Believe me ~ this is something my mother told me years ago.
... and I remember it to this day! Believe me!!!
I am also glad you will be giving the Zoloft a try,
guardedly for sure, but it really could help ~ and I pray it will!
I worked for psychiatrists ~ with specialists from children to geratrics
~ and I saw wonderful help for those in need.
I know you will be extremely watchful
and work closely with her prescriber.
((hugs))
posted by: surrogate (reply)
post date: 01.30.08 (5:18 pm)
Please really read up on Zoloft. -Especially before giving it to a kid. It works in some and, even if it doesn't give suicidal thoughts, it certainly gets in the way of some people caring what they do, and why.
I'm sooooo bothered that we as a species got along for thousands of generations without all these things and now they're put on the market willy-nilly, and prescribed even more carelessly. There is a reason they are so many drugs within that "familiy" of medications - and another why the people who sue the manufacturers are quietly paid off. -Anything to keep the settlements under wraps, and to keep testimony from becoming public.
I know I sound paranoid about these damn drugs, but I have my reasons - some of them are even legitimate.
posted by: fractalmom (reply)
post date: 01.31.08 (5:45 am)
Reply to: surrogate
thank you very much for your words. i too am very nervous about giving it to her. on the other hand, i do not want to consign her to a life of brick walls, hard tasks, and things just not working right. she is only 8 years old. thats one hell of a burden to put on a kidlet, ya know?
as a species, prior to even 50 years ago, none of this shit existed. I have often wondered about this. have we just discovered these diseases? i have come to the thought that...
ALL of our energy up until the invention of the many things that make our lives easier was taken up with pure and simple survival. we got up early to make food, which wasn't convenient and took time. the rest of the day was taken up with working, either to earn money, or to keep house and take care of children. we had virtually NO leisure time. even keeping house took almost the entire day, and when you threw in cooking and childcare, well, no time for any depression other than the deepest sort which required hospitalization.
learning was hard for children. school was hard. homework was hard. we actually LEARNED something.
now, our children have lots of leisure time, not too many standards to uphold in society, people telling them over and over that everything they do is wonderful and acceptable. we no longer have, as a society, parental parenting.
this is turning into too long. think i'll go blog on this one.
thanks surrogate.
posted by: surrogate (reply)
post date: 01.31.08 (6:09 am)
Reply to: fractalmom
My Grandma's way - and so my Mother's way too - of looking at it was this: If you think you're "entitled" to happiness, think again.
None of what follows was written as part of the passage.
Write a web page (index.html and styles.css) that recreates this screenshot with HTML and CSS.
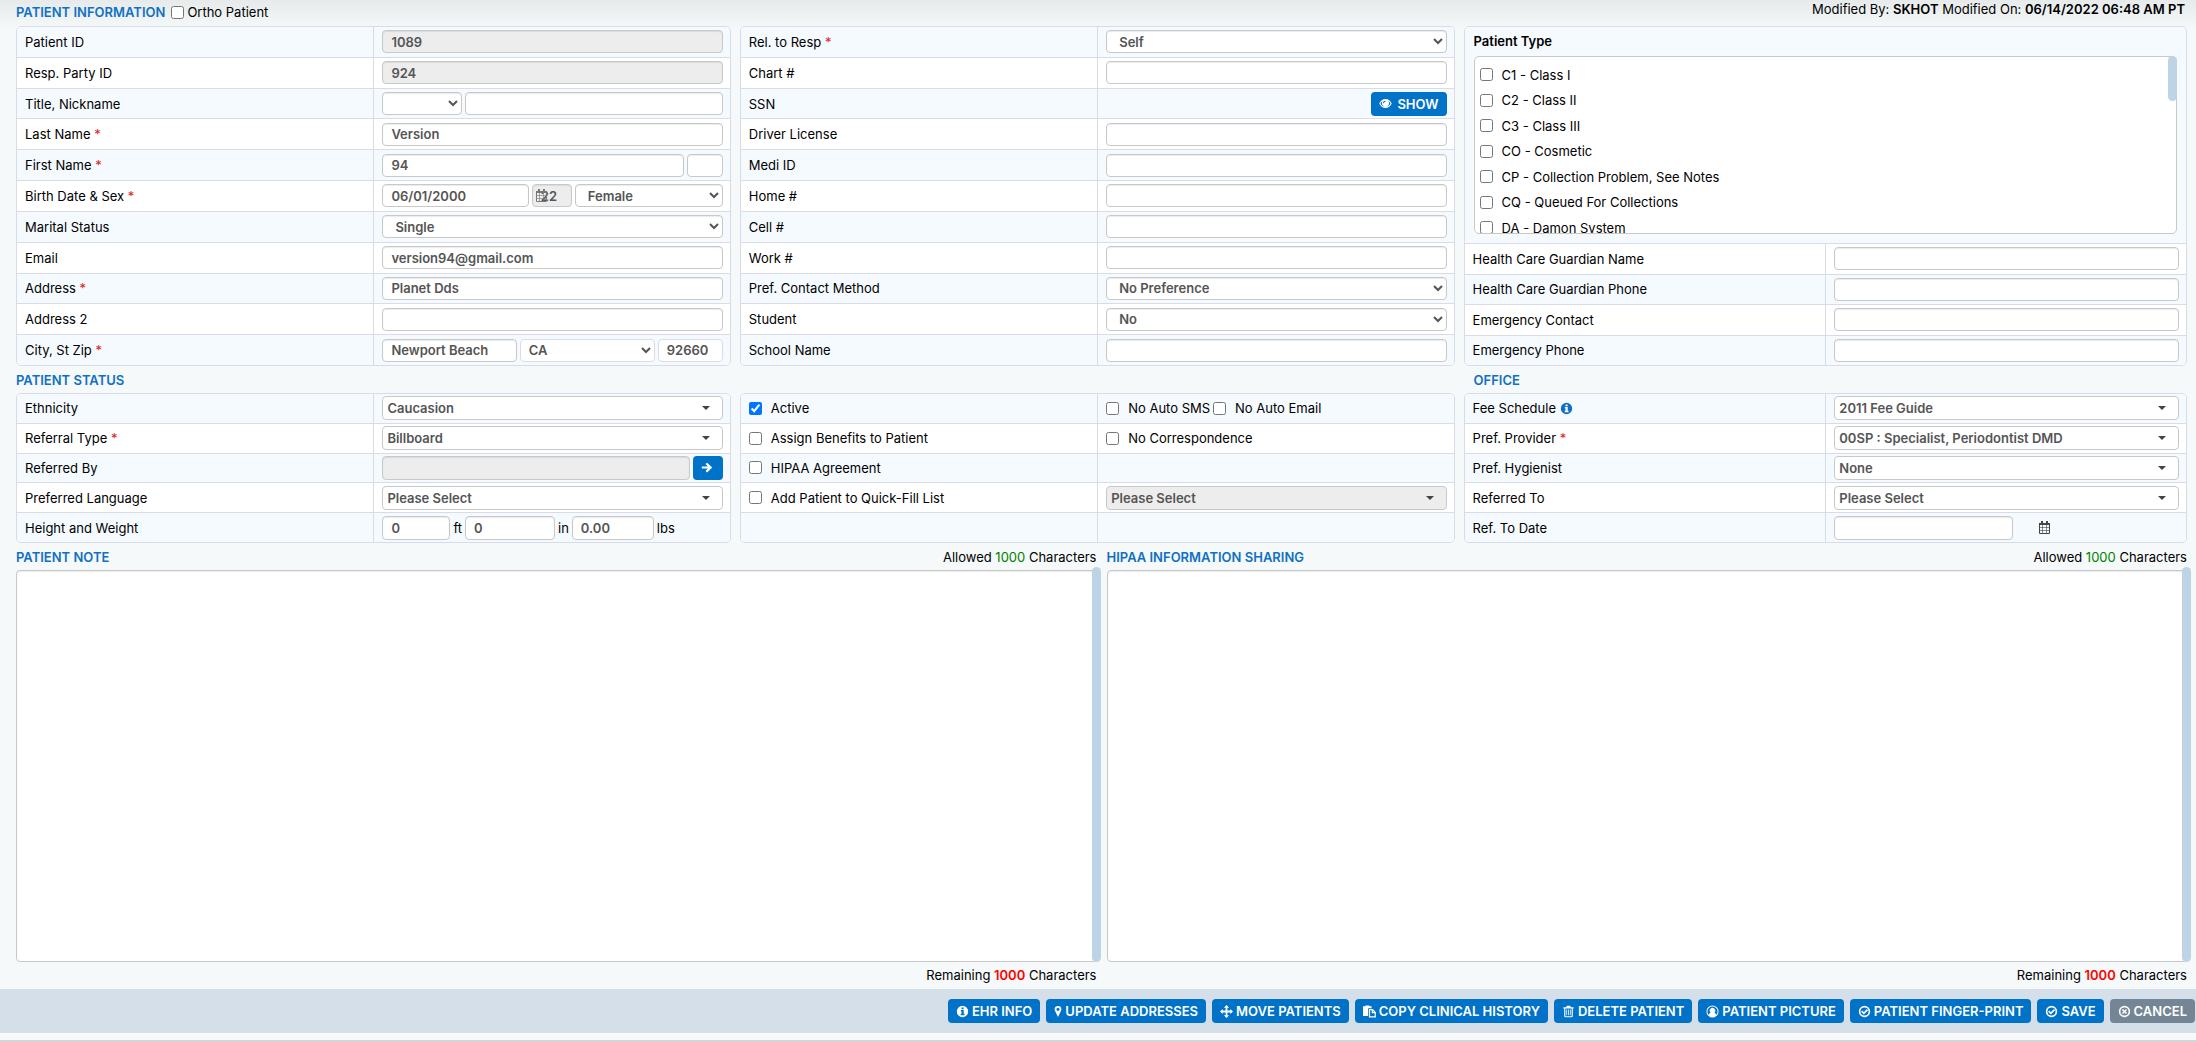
FILE: index.html
```html
<!DOCTYPE html>
<html lang="en">
<head>
  <meta charset="UTF-8" />
  <meta name="viewport" content="width=device-width, initial-scale=1.0"/>
  <title>Patient Information</title>
  <link rel="stylesheet" href="styles.css">
</head>
<body>
  <svg class="sprite" aria-hidden="true">
    <symbol id="i-info" viewBox="0 0 16 16"><path fill-rule="evenodd" d="M8 1a7 7 0 1 0 0 14A7 7 0 0 0 8 1zM6.8 3h2.6v2.2H6.8zM6 6.3h3.5v4.4h1v1.8H5.8v-1.8h1V8.1H6z"/></symbol>
    <symbol id="i-eye" viewBox="0 0 16 16"><path fill-rule="evenodd" d="M8 2.5C4.500 2.500 1.700 4.700.3 8c1.400 3.300 4.200 5.500 7.700 5.500s6.300-2.200 7.700-5.500C14.300 4.700 11.500 2.500 8 2.500zM4.400 5.200a4.300 4.300 0 1 0 7.200 0C13 6 13.700 7 14.200 8c-1.200 2.300-3.400 4.100-6.200 4.100S3 10.300 1.800 8C2.300 7 3 6 4.400 5.200zM8 4.500v1.200A1.900 1.900 0 0 0 6.100 7.600H5A3 3 0 0 1 8 4.500z"/></symbol>
    <symbol id="i-arrow" viewBox="0 0 16 16"><path d="M1 6.700h7.500L5.600 3.800 7.500 2l6.300 6-6.300 6-1.900-1.800 2.900-2.900H1z"/></symbol>
    <symbol id="i-pin" viewBox="0 0 10 16"><path fill-rule="evenodd" d="M5 1a4.200 4.200 0 0 0-4.200 4.200c0 1 .3 1.700.7 2.500L5 15l3.500-7.300c.4-.8.7-1.500.7-2.500A4.200 4.200 0 0 0 5 1zm0 2.300a2 2 0 1 1 0 4 2 2 0 0 1 0-4z"/></symbol>
    <symbol id="i-move" viewBox="0 0 16 16"><path d="M8 0l3.200 3.300H9.100v3.600h3.600V4.800L16 8l-3.300 3.200V9.100H9.100v3.600h2.100L8 16l-3.200-3.300h2.100V9.100H3.300v2.100L0 8l3.300-3.200v2.100h3.600V3.300H4.800z"/></symbol>
    <symbol id="i-copy" viewBox="0 0 16 16"><path d="M0 1.500h3V.5h5v1h2.500V4H6.300v9.500H0z"/><path fill="none" stroke="currentColor" stroke-width="1.500" d="M8 5.800h3.800l3.300 3.300v5.600H8zM11.500 5.800v3.500h3.600"/></symbol>
    <symbol id="i-trash" viewBox="0 0 14 16"><path fill-rule="evenodd" d="M5 1h4l1 1.700h3.300V4.200h-1V13.500c0 1-.6 1.500-1.500 1.500H3.200c-.9 0-1.500-.5-1.500-1.500V4.200h-1V2.700H4zM3.100 4.200v9.500h7.800V4.200zM4.300 5.500h1v7h-1zm2.200 0h1v7h-1zm2.200 0h1v7h-1z"/></symbol>
    <symbol id="i-user" viewBox="0 0 16 16"><path fill-rule="evenodd" d="M8 .5a7.500 7.500 0 1 0 0 15 7.500 7.500 0 0 0 0-15zM3.300 12.300a6.300 6.300 0 1 1 9.400 0c-.4-1.700-1.200-2.700-2.400-2.900a3.400 3.400 0 1 0-4.600 0c-1.200.2-2 1.200-2.400 2.900z"/></symbol>
    <symbol id="i-check" viewBox="0 0 16 16"><circle cx="8" cy="8" r="6" fill="none" stroke="currentColor" stroke-width="2"/><path fill="none" stroke="currentColor" stroke-width="2" d="M4.500 7.500l2.700 2.700 4.500-4.500"/></symbol>
    <symbol id="i-times" viewBox="0 0 16 16"><circle cx="8" cy="8" r="6" fill="none" stroke="currentColor" stroke-width="2"/><path fill="none" stroke="currentColor" stroke-width="2" d="M5.500 5.500l5 5m0-5l-5 5"/></symbol>
    <symbol id="i-calendar" viewBox="0 0 13 13"><path fill="none" stroke="currentColor" d="M1.500 2.500h10v10h-10z"/><path fill="none" stroke="currentColor" stroke-opacity="0.6" d="M1 6.500h11M1 9.500h11M4.500 4v9M8.500 4v9"/><path d="M1 2h11v2H1zM3 0h2v3H3zM8 0h2v3H8z"/></symbol>
  </svg>

  <main>
    <header class="top-bar">
      <h2>PATIENT INFORMATION</h2>
      <label class="ortho"><input type="checkbox" /> Ortho Patient</label>
      <p class="modified">Modified By: <b>SKHOT</b> Modified On: <b>06/14/2022 06:48 AM PT</b></p>
    </header>

    <div class="panels info">
      <section class="panel">
        <div class="row"><label for="patientId">Patient ID</label><div class="field"><input id="patientId" type="text" value="1089" disabled /></div></div>
        <div class="row"><label for="respId">Resp. Party ID</label><div class="field"><input id="respId" type="text" value="924" disabled /></div></div>
        <div class="row"><label for="nickname">Title, Nickname</label><div class="field"><select class="w-title" aria-label="Title"><option></option></select><input id="nickname" type="text" /></div></div>
        <div class="row"><label for="lastName">Last Name <i>*</i></label><div class="field"><input id="lastName" type="text" value="Version" /></div></div>
        <div class="row"><label for="firstName">First Name <i>*</i></label><div class="field"><input id="firstName" type="text" value="94" /><input class="w-initial" type="text" aria-label="Middle initial" /></div></div>
        <div class="row"><label for="birthDate">Birth Date &amp; Sex <i>*</i></label><div class="field"><input id="birthDate" type="text" value="06/01/2000" /><span class="age"><input type="text" value="22" aria-label="Age" disabled /><svg class="icon"><use href="#i-calendar"/></svg></span><select class="w-sex" aria-label="Sex"><option>Female</option></select></div></div>
        <div class="row"><label for="marital">Marital Status</label><div class="field"><select id="marital"><option>Single</option></select></div></div>
        <div class="row"><label for="email">Email</label><div class="field"><input id="email" type="text" value="version94@gmail.com" /></div></div>
        <div class="row"><label for="address">Address <i>*</i></label><div class="field"><input id="address" type="text" value="Planet Dds" /></div></div>
        <div class="row"><label for="address2">Address 2</label><div class="field"><input id="address2" type="text" /></div></div>
        <div class="row"><label for="city">City, St Zip <i>*</i></label><div class="field"><input id="city" type="text" value="Newport Beach" /><select class="w-state light" aria-label="State"><option>CA</option></select><input class="w-zip light" type="text" value="92660" aria-label="Zip" /></div></div>
      </section>

      <section class="panel">
        <div class="row"><label for="relation">Rel. to Resp <i>*</i></label><div class="field"><select id="relation"><option>Self</option></select></div></div>
        <div class="row"><label for="chart">Chart #</label><div class="field"><input id="chart" type="text" /></div></div>
        <div class="row"><span class="name">SSN</span><div class="field end"><button type="button" class="btn show"><svg class="icon"><use href="#i-eye"/></svg>SHOW</button></div></div>
        <div class="row"><label for="license">Driver License</label><div class="field"><input id="license" type="text" /></div></div>
        <div class="row"><label for="medi">Medi ID</label><div class="field"><input id="medi" type="text" /></div></div>
        <div class="row"><label for="home">Home #</label><div class="field"><input id="home" type="text" /></div></div>
        <div class="row"><label for="cell">Cell #</label><div class="field"><input id="cell" type="text" /></div></div>
        <div class="row"><label for="work">Work #</label><div class="field"><input id="work" type="text" /></div></div>
        <div class="row"><label for="contact">Pref. Contact Method</label><div class="field"><select id="contact"><option>No Preference</option></select></div></div>
        <div class="row"><label for="student">Student</label><div class="field"><select id="student"><option>No</option></select></div></div>
        <div class="row"><label for="school">School Name</label><div class="field"><input id="school" type="text" /></div></div>
      </section>

      <section class="panel">
        <div class="types">
          <h3>Patient Type</h3>
          <div class="type-box">
            <ul>
              <li><label><input type="checkbox" />C1 - Class I</label></li>
              <li><label><input type="checkbox" />C2 - Class II</label></li>
              <li><label><input type="checkbox" />C3 - Class III</label></li>
              <li><label><input type="checkbox" />CO - Cosmetic</label></li>
              <li><label><input type="checkbox" />CP - Collection Problem, See Notes</label></li>
              <li><label><input type="checkbox" />CQ - Queued For Collections</label></li>
              <li><label><input type="checkbox" />DA - Damon System</label></li>
            </ul>
            <span class="thumb"></span>
          </div>
        </div>
        <div class="row"><label for="guardName">Health Care Guardian Name</label><div class="field"><input id="guardName" type="text" /></div></div>
        <div class="row"><label for="guardPhone">Health Care Guardian Phone</label><div class="field"><input id="guardPhone" type="text" /></div></div>
        <div class="row"><label for="emContact">Emergency Contact</label><div class="field"><input id="emContact" type="text" /></div></div>
        <div class="row"><label for="emPhone">Emergency Phone</label><div class="field"><input id="emPhone" type="text" /></div></div>
      </section>
    </div>

    <div class="panels titles">
      <h2>PATIENT STATUS</h2>
      <span></span>
      <h2 class="office">OFFICE</h2>
    </div>

    <div class="panels status">
      <section class="panel">
        <div class="row"><label for="ethnicity">Ethnicity</label><div class="field"><span class="combo"><select id="ethnicity"><option>Caucasion</option></select></span></div></div>
        <div class="row"><label for="referral">Referral Type <i>*</i></label><div class="field"><span class="combo"><select id="referral"><option>Billboard</option></select></span></div></div>
        <div class="row"><label for="referredBy">Referred By</label><div class="field"><input id="referredBy" type="text" disabled /><button type="button" class="btn go" aria-label="Open"><svg class="icon"><use href="#i-arrow"/></svg></button></div></div>
        <div class="row"><label for="language">Preferred Language</label><div class="field"><span class="combo"><select id="language"><option>Please Select</option></select></span></div></div>
        <div class="row"><label for="feet">Height and Weight</label><div class="field"><input id="feet" class="w-feet" type="text" value="0" />ft<input class="w-inch" type="text" value="0" aria-label="Inches" />in<input class="w-lbs" type="text" value="0.00" aria-label="Pounds" />lbs</div></div>
      </section>

      <section class="panel checks">
        <div class="row"><label><input type="checkbox" checked />Active</label><div class="field"><label><input type="checkbox" />No Auto SMS</label><label><input type="checkbox" />No Auto Email</label></div></div>
        <div class="row"><label><input type="checkbox" />Assign Benefits to Patient</label><div class="field"><label><input type="checkbox" />No Correspondence</label></div></div>
        <div class="row"><label><input type="checkbox" />HIPAA Agreement</label><div class="field"></div></div>
        <div class="row"><label><input type="checkbox" />Add Patient to Quick-Fill List</label><div class="field"><span class="combo"><select aria-label="Quick-Fill List" disabled><option>Please Select</option></select></span></div></div>
        <div class="row"><span class="name"></span><div class="field"></div></div>
      </section>

      <section class="panel">
        <div class="row"><label for="fee">Fee Schedule <svg class="icon info-mark"><use href="#i-info"/></svg></label><div class="field"><span class="combo"><select id="fee"><option>2011 Fee Guide</option></select></span></div></div>
        <div class="row"><label for="provider">Pref. Provider <i>*</i></label><div class="field"><span class="combo"><select id="provider"><option>00SP : Specialist, Periodontist DMD</option></select></span></div></div>
        <div class="row"><label for="hygienist">Pref. Hygienist</label><div class="field"><span class="combo"><select id="hygienist"><option>None</option></select></span></div></div>
        <div class="row"><label for="referredTo">Referred To</label><div class="field"><span class="combo"><select id="referredTo"><option>Please Select</option></select></span></div></div>
        <div class="row"><label for="refDate">Ref. To Date</label><div class="field"><input id="refDate" class="w-date" type="text" /><svg class="icon date-icon"><use href="#i-calendar"/></svg></div></div>
      </section>
    </div>

    <div class="notes">
      <section class="note">
        <div class="note-head"><h2><label for="note">PATIENT NOTE</label></h2><p>Allowed <span class="ok">1000</span> Characters</p></div>
        <div class="note-body"><textarea id="note"></textarea><span class="thumb"></span></div>
        <p class="remaining">Remaining <b>1000</b> Characters</p>
      </section>
      <section class="note">
        <div class="note-head"><h2><label for="hipaa">HIPAA INFORMATION SHARING</label></h2><p>Allowed <span class="ok">1000</span> Characters</p></div>
        <div class="note-body"><textarea id="hipaa"></textarea><span class="thumb"></span></div>
        <p class="remaining">Remaining <b>1000</b> Characters</p>
      </section>
    </div>
  </main>

  <footer>
    <button type="button" class="btn"><svg class="icon"><use href="#i-info"/></svg>EHR INFO</button>
    <button type="button" class="btn"><svg class="icon narrow"><use href="#i-pin"/></svg>UPDATE ADDRESSES</button>
    <button type="button" class="btn"><svg class="icon"><use href="#i-move"/></svg>MOVE PATIENTS</button>
    <button type="button" class="btn"><svg class="icon"><use href="#i-copy"/></svg>COPY CLINICAL HISTORY</button>
    <button type="button" class="btn"><svg class="icon"><use href="#i-trash"/></svg>DELETE PATIENT</button>
    <button type="button" class="btn"><svg class="icon"><use href="#i-user"/></svg>PATIENT PICTURE</button>
    <button type="button" class="btn"><svg class="icon"><use href="#i-check"/></svg>PATIENT FINGER-PRINT</button>
    <button type="button" class="btn"><svg class="icon"><use href="#i-check"/></svg>SAVE</button>
    <button type="button" class="btn cancel"><svg class="icon"><use href="#i-times"/></svg>CANCEL</button>
  </footer>
</body>
</html>
```

FILE: styles.css
```css
* {
  box-sizing: border-box;
}

body {
  display: flex;
  flex-direction: column;
  min-height: 100vh;
  margin: 0;
  padding-bottom: 7px;
  border-bottom: 2px solid #d3d6d6;
  background: linear-gradient(#e6eaea, #f5f9fa 30px) no-repeat #f5f9fa;
  color: #000;
  font-family: Inter, "Liberation Sans", sans-serif;
  font-size: 13px;
  line-height: 18px;
}

h2, h3, p, ul {
  margin: 0;
  padding: 0;
}

h2 {
  color: #1070c4;
  font-size: 13px;
  font-weight: 600;
}

b {
  font-weight: 600;
}

input, select, textarea, button {
  font: inherit;
}

.sprite {
  position: absolute;
  width: 0;
  height: 0;
}

.icon {
  flex: none;
  width: 13px;
  height: 13px;
  fill: currentColor;
}

main {
  display: flex;
  flex: 1;
  flex-direction: column;
  padding: 0 9px 0 16px;
}

.top-bar {
  display: flex;
  gap: 6px;
  height: 26px;
  padding-top: 3px;
}

.ortho {
  display: flex;
  align-items: center;
  gap: 3px;
  height: 18px;
}

.modified {
  margin-top: -3px;
  margin-left: auto;
  padding-right: 2px;
}

/* Panels */
.panels {
  display: grid;
  grid-template-columns: 83fr 83fr 84fr;
  gap: 9px;
}

.titles {
  align-items: center;
  height: 27px;
}

.office {
  padding-left: 10px;
}

.panel {
  display: flex;
  flex-direction: column;
  overflow: hidden;
  border: 1px solid #d9dce8;
  border-radius: 5px;
  background-color: #fff;
}

.info .panel {
  min-height: 340px;
}

.status .panel {
  min-height: 150px;
}

.row {
  display: grid;
  flex: 1;
  grid-template-columns: 1fr 1fr;
  border-bottom: 1px solid #d9dce8;
}

.row:last-child {
  border-bottom: none;
}

.row:nth-child(odd), .types {
  background-color: #f5faff;
}

.row > label, .name {
  align-self: center;
  padding-left: 8px;
}

.row i {
  color: #e02020;
  font-style: normal;
}

.field {
  display: flex;
  align-items: center;
  gap: 3px;
  min-width: 0;
  padding: 0 7px 0 8px;
  border-left: 1px solid #d9dce8;
}

.end {
  justify-content: flex-end;
}

/* Controls */
input[type="text"], select, textarea {
  flex: 1;
  min-width: 0;
  width: 100%;
  height: 23px;
  padding: 0 8px;
  border: 1px solid #c8c8c8;
  border-radius: 4px;
  background-color: #fff;
  box-shadow: inset 0 1px 1px rgba(0,0,0,0.08);
  color: #555;
  font-weight: 600;
}

.status input[type="text"], .status select {
  height: 24px;
}

.field input[type="text"]:disabled, .field select:disabled {
  background-color: #ededed;
  opacity: 1;
}

.field .light {
  border-color: #d9dce8;
  box-shadow: none;
}

.field .w-state {
  padding-left: 4px;
}

.field .w-title { flex: 0 0 80px; }
.field .w-initial { flex: 0 0 36px; }
.field .w-sex { flex: 0 0 148px; }
.field .w-state { flex: 0 0 135px; }
.field .w-zip { flex: 0 0 65px; }
.field .w-feet { flex: 0 0 68px; }
.field .w-inch { flex: 0 0 90px; }
.field .w-lbs { flex: 0 0 82px; }
.field .w-date { flex: 0 0 179px; }

.age {
  position: relative;
  display: flex;
  flex: 0 0 40px;
}

.age .icon {
  position: absolute;
  top: 5px;
  left: 3px;
  color: #777;
}

.combo {
  position: relative;
  display: flex;
  flex: 1;
}

.combo select {
  appearance: none;
  padding-left: 4px;
  box-shadow: none;
}

.combo::after {
  content: "";
  position: absolute;
  top: 10px;
  right: 13px;
  border: 4px solid transparent;
  border-top-color: #444;
  border-bottom: none;
}

.date-icon {
  margin-left: 22px;
  color: #444;
}

.info-mark {
  color: #1070c4;
  vertical-align: -2px;
}

input[type="checkbox"] {
  flex: none;
  width: 13px;
  height: 13px;
  margin: 0;
}

.checks label, .types label {
  display: flex;
  align-items: center;
  gap: 9px;
}

/* Patient type list */
.types {
  height: 217px;
  padding: 5px 9px 9px;
  border-bottom: 1px solid #d9dce8;
}

.types h3 {
  height: 24px;
  font-size: 13px;
  font-weight: 600;
}

.types + .row {
  background-color: #fff;
}

.type-box {
  position: relative;
  height: 178px;
}

.type-box ul {
  height: 100%;
  overflow: hidden;
  padding: 5px;
  border: 1px solid #c8c8c8;
  border-radius: 5px;
  background-color: #fff;
  list-style: none;
}

.type-box label {
  height: 25px;
}

.type-box li:nth-child(even) label {
  height: 26px;
}

.thumb {
  position: absolute;
  top: 0;
  right: 0;
  width: 9px;
  height: 45px;
  border-radius: 5px;
  background-color: #bcd4e6;
}

/* Notes */
.notes {
  display: grid;
  flex: 1;
  grid-template-columns: 1fr 1fr;
  gap: 10px;
}

.note {
  display: flex;
  flex-direction: column;
}

.note-head {
  display: flex;
  align-items: center;
  justify-content: space-between;
  height: 27px;
}

.note-body {
  position: relative;
  display: flex;
  flex: 1;
}

.note textarea {
  height: auto;
  resize: none;
}

.note .thumb {
  top: -3px;
  right: -4px;
  bottom: 0;
  height: auto;
}

.ok {
  color: #008000;
}

.remaining {
  padding: 4px 0 5px;
  text-align: right;
}

.remaining b {
  color: #f00;
}

/* Buttons */
.btn {
  display: flex;
  align-items: center;
  justify-content: center;
  gap: 3px;
  height: 24px;
  padding: 0 8px;
  border: none;
  border-radius: 4px;
  background-color: #0072c8;
  color: #fff;
  font-weight: 600;
  cursor: pointer;
}

.btn:hover {
  background-color: #005fa8;
}

.show {
  gap: 5px;
}

.go {
  width: 30px;
}

.narrow {
  width: 8px;
}

.cancel {
  background-color: #748696;
}

footer {
  display: flex;
  align-items: center;
  justify-content: flex-end;
  gap: 6px;
  height: 44px;
  padding-right: 1px;
  background-color: #d5dfe9;
}
```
If you're getting depressed, do something for someone else, and decide to do it joyfully."
Now, I'm not sure how much sense that makes, but it was drilled into me as a little kid and so comes to mind easily, and I must say that the one time in my life when I went into a deep depression for a couple of years, the only thing that seemed to help was when I decided to do something tangible for someone else - something that took time and thought. Soon, I started feeling better and I haven't looked back except to remind myself not to go THERE again.
However, your life is FILLED with doing for others, so whatever glimmer of truth there is in my grandma's words, I'm sure it's nothing new to you.
I have figured out that "happiness," is at most a fleeting thing; something that comes and goes; and frankly, most enjoyable when it's something we're striving for in some clever and creative way, as opposed to actually just "being" happy.